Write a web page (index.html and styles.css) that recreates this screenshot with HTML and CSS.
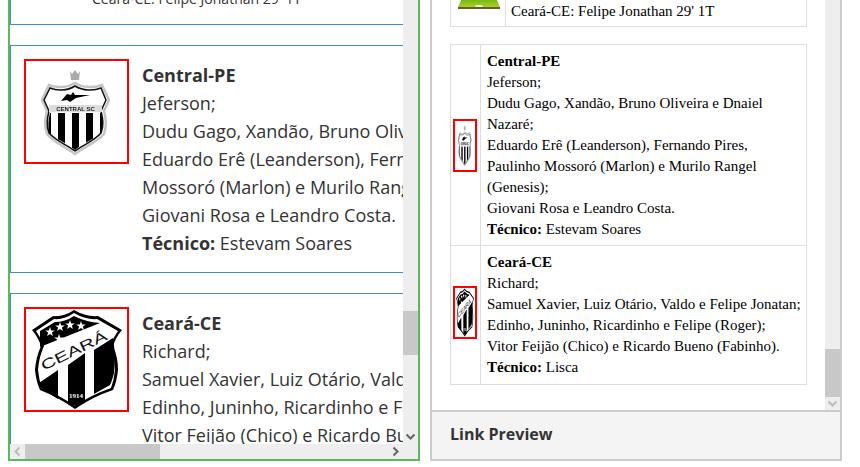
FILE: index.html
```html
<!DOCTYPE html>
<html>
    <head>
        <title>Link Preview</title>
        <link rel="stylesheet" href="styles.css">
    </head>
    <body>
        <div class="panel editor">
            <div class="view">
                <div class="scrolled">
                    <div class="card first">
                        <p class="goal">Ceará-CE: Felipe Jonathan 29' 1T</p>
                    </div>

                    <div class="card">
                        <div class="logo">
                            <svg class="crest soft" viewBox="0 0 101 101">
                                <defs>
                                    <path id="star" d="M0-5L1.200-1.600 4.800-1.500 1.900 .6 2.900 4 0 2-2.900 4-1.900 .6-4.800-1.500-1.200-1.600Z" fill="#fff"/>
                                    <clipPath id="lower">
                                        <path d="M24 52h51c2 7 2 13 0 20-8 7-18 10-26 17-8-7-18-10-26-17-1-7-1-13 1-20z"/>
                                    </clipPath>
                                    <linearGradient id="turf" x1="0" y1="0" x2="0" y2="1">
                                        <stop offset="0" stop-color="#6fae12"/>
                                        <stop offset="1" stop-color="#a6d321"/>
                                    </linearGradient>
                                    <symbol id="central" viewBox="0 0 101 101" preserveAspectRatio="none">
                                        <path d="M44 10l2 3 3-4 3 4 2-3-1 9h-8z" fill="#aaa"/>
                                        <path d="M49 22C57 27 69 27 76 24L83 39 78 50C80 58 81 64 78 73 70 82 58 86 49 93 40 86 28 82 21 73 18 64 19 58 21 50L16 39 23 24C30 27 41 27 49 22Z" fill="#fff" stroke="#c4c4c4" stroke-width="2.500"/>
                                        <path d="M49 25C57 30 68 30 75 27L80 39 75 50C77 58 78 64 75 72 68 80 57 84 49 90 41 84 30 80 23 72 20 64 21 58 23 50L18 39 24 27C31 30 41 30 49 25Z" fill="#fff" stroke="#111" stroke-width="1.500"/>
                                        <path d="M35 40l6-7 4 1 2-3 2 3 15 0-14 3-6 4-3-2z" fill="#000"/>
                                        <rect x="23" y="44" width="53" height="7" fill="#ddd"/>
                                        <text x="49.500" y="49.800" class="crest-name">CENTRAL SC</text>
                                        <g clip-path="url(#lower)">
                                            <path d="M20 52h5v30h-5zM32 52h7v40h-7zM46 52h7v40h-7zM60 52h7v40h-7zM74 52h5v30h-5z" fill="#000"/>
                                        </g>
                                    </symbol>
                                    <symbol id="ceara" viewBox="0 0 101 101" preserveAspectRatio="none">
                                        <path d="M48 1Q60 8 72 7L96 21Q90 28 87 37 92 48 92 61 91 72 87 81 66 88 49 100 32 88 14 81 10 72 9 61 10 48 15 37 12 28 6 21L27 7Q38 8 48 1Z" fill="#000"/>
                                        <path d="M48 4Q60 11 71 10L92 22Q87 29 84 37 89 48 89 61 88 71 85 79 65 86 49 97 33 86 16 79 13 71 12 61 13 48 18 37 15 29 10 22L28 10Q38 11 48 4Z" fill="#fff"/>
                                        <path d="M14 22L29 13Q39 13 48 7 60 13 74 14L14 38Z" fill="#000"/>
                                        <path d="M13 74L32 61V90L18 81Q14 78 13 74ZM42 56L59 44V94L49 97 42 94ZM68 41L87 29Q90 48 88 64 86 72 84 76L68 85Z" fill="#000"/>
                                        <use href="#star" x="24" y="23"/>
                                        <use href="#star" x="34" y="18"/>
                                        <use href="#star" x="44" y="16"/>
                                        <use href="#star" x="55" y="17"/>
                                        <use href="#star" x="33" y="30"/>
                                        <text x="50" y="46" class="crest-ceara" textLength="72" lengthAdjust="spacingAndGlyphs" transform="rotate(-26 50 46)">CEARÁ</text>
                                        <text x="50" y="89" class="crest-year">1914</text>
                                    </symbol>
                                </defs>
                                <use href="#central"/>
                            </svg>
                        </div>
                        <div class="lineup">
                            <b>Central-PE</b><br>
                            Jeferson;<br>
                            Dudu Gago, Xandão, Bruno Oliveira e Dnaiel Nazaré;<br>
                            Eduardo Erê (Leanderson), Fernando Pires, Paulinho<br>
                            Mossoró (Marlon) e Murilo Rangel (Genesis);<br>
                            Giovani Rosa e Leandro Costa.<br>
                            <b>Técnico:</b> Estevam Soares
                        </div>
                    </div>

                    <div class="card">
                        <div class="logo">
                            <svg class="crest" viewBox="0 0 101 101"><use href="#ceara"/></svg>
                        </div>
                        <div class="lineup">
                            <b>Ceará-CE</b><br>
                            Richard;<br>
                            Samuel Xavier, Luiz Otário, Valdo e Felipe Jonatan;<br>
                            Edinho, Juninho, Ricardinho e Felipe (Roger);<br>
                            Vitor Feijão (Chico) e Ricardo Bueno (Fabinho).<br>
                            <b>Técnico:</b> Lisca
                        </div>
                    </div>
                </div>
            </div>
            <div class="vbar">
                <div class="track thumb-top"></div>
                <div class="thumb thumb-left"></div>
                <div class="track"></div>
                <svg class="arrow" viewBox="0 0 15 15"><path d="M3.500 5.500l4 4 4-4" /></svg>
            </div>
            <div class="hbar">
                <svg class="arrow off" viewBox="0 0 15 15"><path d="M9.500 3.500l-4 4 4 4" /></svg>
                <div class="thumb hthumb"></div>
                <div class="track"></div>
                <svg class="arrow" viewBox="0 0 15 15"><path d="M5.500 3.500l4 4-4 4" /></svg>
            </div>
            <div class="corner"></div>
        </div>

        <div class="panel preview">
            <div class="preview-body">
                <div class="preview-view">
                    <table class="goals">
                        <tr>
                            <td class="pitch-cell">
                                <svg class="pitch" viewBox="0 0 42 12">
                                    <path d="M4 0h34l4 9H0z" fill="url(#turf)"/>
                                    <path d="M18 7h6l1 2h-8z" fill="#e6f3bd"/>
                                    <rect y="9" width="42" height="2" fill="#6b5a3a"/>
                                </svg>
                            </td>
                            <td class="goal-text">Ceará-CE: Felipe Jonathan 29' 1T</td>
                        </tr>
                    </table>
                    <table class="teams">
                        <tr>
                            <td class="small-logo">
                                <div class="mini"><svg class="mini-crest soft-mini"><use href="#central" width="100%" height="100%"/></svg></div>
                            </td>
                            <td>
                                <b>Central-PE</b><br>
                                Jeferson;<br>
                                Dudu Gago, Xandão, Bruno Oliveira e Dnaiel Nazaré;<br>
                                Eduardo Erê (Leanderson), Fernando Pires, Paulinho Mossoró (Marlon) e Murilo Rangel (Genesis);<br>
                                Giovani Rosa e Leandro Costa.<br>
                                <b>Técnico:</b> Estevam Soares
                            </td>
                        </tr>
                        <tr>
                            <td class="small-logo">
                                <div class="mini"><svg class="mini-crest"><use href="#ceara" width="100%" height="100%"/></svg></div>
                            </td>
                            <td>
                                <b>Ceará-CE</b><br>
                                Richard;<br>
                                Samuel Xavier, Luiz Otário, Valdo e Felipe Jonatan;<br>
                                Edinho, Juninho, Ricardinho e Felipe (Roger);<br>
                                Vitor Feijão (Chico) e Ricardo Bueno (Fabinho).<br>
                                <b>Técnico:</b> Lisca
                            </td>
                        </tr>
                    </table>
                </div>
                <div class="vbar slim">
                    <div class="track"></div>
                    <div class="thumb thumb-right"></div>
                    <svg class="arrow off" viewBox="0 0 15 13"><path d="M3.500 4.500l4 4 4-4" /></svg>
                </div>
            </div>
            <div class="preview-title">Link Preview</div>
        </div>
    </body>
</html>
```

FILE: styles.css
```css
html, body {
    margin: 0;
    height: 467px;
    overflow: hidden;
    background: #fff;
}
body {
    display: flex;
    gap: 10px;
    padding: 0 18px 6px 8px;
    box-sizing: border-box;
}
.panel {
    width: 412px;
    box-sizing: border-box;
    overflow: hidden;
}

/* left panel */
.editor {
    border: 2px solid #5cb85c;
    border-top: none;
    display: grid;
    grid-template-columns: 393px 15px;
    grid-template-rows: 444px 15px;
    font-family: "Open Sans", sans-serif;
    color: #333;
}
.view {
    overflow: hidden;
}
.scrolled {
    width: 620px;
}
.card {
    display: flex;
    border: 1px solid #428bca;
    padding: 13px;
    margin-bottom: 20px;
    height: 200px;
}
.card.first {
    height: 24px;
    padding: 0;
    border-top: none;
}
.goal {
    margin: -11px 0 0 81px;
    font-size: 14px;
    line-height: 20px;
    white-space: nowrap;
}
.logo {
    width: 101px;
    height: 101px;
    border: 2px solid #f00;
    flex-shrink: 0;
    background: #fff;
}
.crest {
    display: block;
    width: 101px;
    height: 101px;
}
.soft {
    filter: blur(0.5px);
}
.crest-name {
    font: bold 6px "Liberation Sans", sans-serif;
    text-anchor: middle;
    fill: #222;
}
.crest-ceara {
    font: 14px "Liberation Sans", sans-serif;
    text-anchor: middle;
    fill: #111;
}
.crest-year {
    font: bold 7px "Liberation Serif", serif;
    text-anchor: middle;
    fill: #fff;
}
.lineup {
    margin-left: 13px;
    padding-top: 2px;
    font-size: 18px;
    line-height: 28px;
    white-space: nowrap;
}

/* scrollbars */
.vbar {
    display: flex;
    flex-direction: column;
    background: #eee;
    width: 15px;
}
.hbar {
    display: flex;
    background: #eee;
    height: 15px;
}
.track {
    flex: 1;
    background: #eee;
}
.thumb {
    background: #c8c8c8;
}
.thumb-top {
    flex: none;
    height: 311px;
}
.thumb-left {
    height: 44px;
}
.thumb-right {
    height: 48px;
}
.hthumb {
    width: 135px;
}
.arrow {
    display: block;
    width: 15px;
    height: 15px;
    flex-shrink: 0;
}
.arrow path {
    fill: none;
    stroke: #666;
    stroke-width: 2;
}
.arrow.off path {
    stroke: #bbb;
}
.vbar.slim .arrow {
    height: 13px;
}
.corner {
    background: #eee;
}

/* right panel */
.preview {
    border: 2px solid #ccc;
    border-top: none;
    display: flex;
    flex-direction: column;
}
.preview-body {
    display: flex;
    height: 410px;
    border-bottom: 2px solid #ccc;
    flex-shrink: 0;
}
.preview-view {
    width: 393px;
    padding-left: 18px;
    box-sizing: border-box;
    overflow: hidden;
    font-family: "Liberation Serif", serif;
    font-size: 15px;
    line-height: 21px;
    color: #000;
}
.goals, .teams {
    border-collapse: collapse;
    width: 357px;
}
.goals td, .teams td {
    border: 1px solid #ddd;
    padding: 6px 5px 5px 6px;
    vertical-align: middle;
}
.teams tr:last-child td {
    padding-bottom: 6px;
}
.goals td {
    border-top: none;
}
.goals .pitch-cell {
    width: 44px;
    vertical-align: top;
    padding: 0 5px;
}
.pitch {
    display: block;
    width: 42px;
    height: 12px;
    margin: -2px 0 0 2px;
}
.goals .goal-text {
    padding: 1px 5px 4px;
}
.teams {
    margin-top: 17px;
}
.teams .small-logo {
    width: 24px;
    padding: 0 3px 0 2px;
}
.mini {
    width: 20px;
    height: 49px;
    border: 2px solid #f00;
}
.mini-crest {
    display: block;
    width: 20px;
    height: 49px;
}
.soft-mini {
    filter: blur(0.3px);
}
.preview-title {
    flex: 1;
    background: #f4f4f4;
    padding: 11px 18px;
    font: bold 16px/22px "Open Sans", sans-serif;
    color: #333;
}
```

Problem requirements ::
Take every line above carrying "styles" and return it.

Answer to this problem ::
Write a web page (index.html and styles.css) that recreates this screenshot with HTML and CSS.
        <link rel="stylesheet" href="styles.css">
FILE: styles.css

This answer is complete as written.